Debt is on the rise among older Americans, and many are borrowing at high risk, said a new study from Boston College’s Center for Retirement Research.

“But the characteristics of these high-risk borrowers vary a lot,” the paper argued, and so do the possible solutions.

Written by research economists Anqi Chen and Siyan Liu, along with Alicia Munnell, director of the Center and professor of management sciences at Boston College’s Carroll School of Management, the report noted that some of these indebted retirees have the resources to manage their debt while others don’t.

Consequently, some would benefit from financial counseling on topics such as the risks of excessive credit card spending or how to manage mortgage debt. Improved disclosure requirements from lenders would also help this group.

But of those with few resources, who struggle with essential expenses, the report explained, financial education would provide only “limited help.” They need “more resources,” the study said, “perhaps through broader access to means-tested programs like SSI,” referring to Supplemental Security Income, a federal benefits program for those with low income and little savings.

“The discussion around retired borrowers has typically treated them as one group,” said Chen, who is also assistant director of savings research at the Center, in an email interview. “However, we didn't think all older borrowers were putting their retirement finances in danger.”

The reasons households might take on debt can differ, according to the report. It separated out borrowers who are financially savvy and who, for example, took advantage of low interest rates, from those who are truly financially vulnerable in retirement. Those in the latter group are not monolithic, though. They are at high risk for different reasons, the research found.

“They have very different characteristics,” said Chen in the interview.

Understanding these diverse characteristics is essential for developing effective policies to help older households who are struggling with debt, said the study.

“The intended audience [of the study] is researchers, consumer advocates, financial educators, and policymakers alike,” added Chen in the interview. “Distinguishing financially savvy borrowers from high-risk borrowers is important for understanding who we are actually targeting, instead of lumping all older borrowers into one group.”

Before you can propose solutions, she said, you have to understand the various characteristics of the borrowers.

“No one-size-fits-all solution exists,” is how the research paper put it. It called for policymakers to develop “tailored solutions” for specific needs.

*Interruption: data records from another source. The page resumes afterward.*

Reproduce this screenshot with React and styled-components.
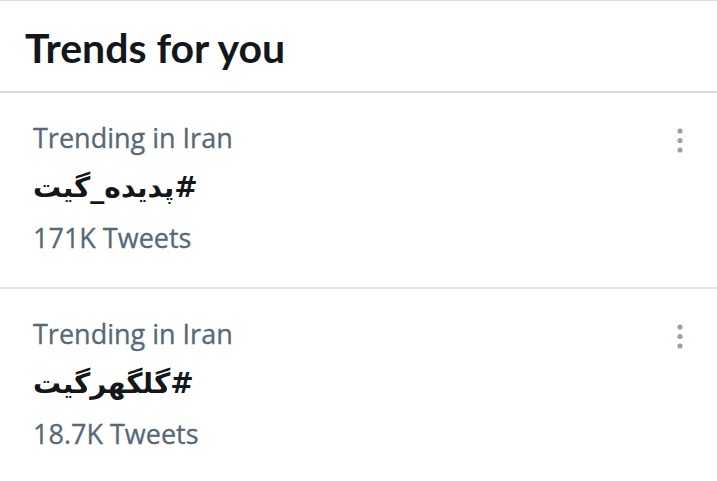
import React from "react";
import styled, { createGlobalStyle } from "styled-components";

const GlobalStyle = createGlobalStyle`
  body {
    margin: 0;
    background: #ffffff;
    font-family: "Open Sans", "DejaVu Sans", sans-serif;
  }
`;

const trends = [
  { place: "Trending in Iran", tag: "#پدیده_گیت", count: "171K Tweets" },
  { place: "Trending in Iran", tag: "#گلگهرگیت", count: "18.7K Tweets" },
];

function MoreIcon() {
  return (
    <svg width="10" height="28" viewBox="0 0 10 28">
      <circle cx="5" cy="4" r="2.6" fill="#9aa1a7" />
      <circle cx="5" cy="13.5" r="2.6" fill="#9aa1a7" />
      <circle cx="5" cy="23" r="2.6" fill="#9aa1a7" />
    </svg>
  );
}

export default function App() {
  return (
    <Panel>
      <GlobalStyle />
      <Header>
        <Title>Trends for you</Title>
      </Header>
      {trends.map((t, i) => (
        <Item key={i}>
          <Info>
            <Place>{t.place}</Place>
            <Tag dir="rtl">{t.tag}</Tag>
            <Count>{t.count}</Count>
          </Info>
          <More>
            <MoreIcon />
          </More>
        </Item>
      ))}
    </Panel>
  );
}

const Panel = styled.div`
  width: 717px;
  min-height: 481px;
  border-top: 1px solid #dcdcdc;
  box-sizing: border-box;
`;

const Header = styled.div`
  height: 92px;
  padding-left: 25px;
  padding-top: 2px;
  display: flex;
  align-items: center;
  border-bottom: 2px solid #d3dde3;
  box-sizing: border-box;
`;

const Title = styled.h2`
  margin: 0;
  font-family: Lato, "Open Sans", sans-serif;
  font-size: 41px;
  font-weight: 700;
  color: #14171a;
`;

const Item = styled.div`
  display: flex;
  justify-content: space-between;
  align-items: flex-start;
  padding: 20px 32px 24px 33px;
  border-bottom: 2px solid #e3e3e3;
`;

const Info = styled.div`
  display: flex;
  flex-direction: column;
  align-items: flex-start;
`;

const Place = styled.div`
  font-size: 27px;
  line-height: 50px;
  color: #586875;
  -webkit-text-stroke: 0.3px #586875;
`;

const Tag = styled.div`
  font-family: "DejaVu Sans", sans-serif;
  font-size: 28px;
  font-weight: 700;
  line-height: 50px;
  color: #14171a;
`;

const Count = styled(Place)``;

const More = styled.div`
  padding-top: 14px;
  display: flex;
`;
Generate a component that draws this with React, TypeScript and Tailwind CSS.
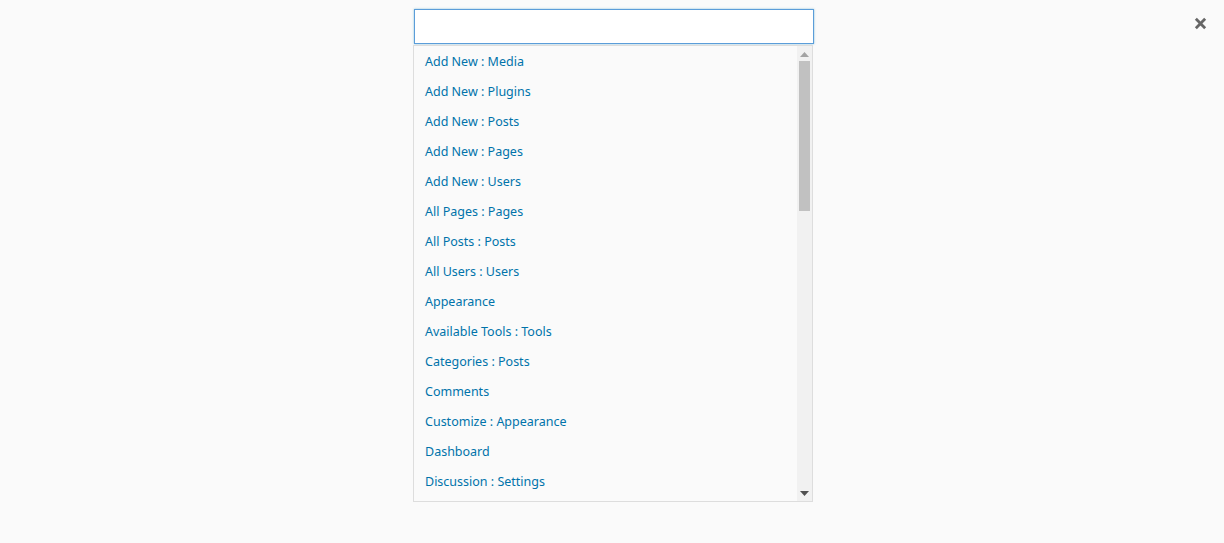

The largest group of retirees in debt, according to the research, consists of those who are struggling to meet basic needs. The report suggested that strengthening SSI could provide “a lifeline” for this vulnerable population. The current SSI benefit is less than poverty-level income, said the report.

At the same time, the roster of those who qualify for Social Security’s “special minimum benefit” for low lifetime earners has dwindled over the past three decades from some 200,000 to roughly 25,000, according to the report. This, too, could be expanded, it said.

The next largest group is those who simply overspend or don’t understand how credit card debt and high interest rates can accumulate. They would benefit from traditional financial counseling, said the report. “Legislation requiring credit card issuers to provide better information to consumers could also help,” it added.

A third group has excessive mortgage debt, according to the research. They might benefit from refinancing their mortgage, or simply moving to a smaller home. They could also benefit from guidance about the value of paying down the mortgage before retirement.

“A common question is whether retirees should pay off their debt or their mortgage before they retire,” said Chen in the interview. “This study shows that, for the majority of retirees, their debt is a burden in retirement. For households who have the means, prioritizing paying off their credit card debt and making sure they have emergency savings will be beneficial. Downsizing might be another option, if housing payments take up a large portion of retirement income.”

The final contingent identified in the study is what it called “wealthy spenders”—those who simply need to rein in their borrowing. “Many in this group have a second home,” the report stated, “so selling it is one way to manage their debt burden.” They are the least vulnerable, but good financial advice would probably help them change their habits before they become more at risk.

“Understanding the different characteristics of high-risk borrowers is important for developing targeted solutions for the different groups,” said Chen in the interview. “The main point is that older borrowers are not one homogeneous group, so understanding their different characteristics is important for developing policy.”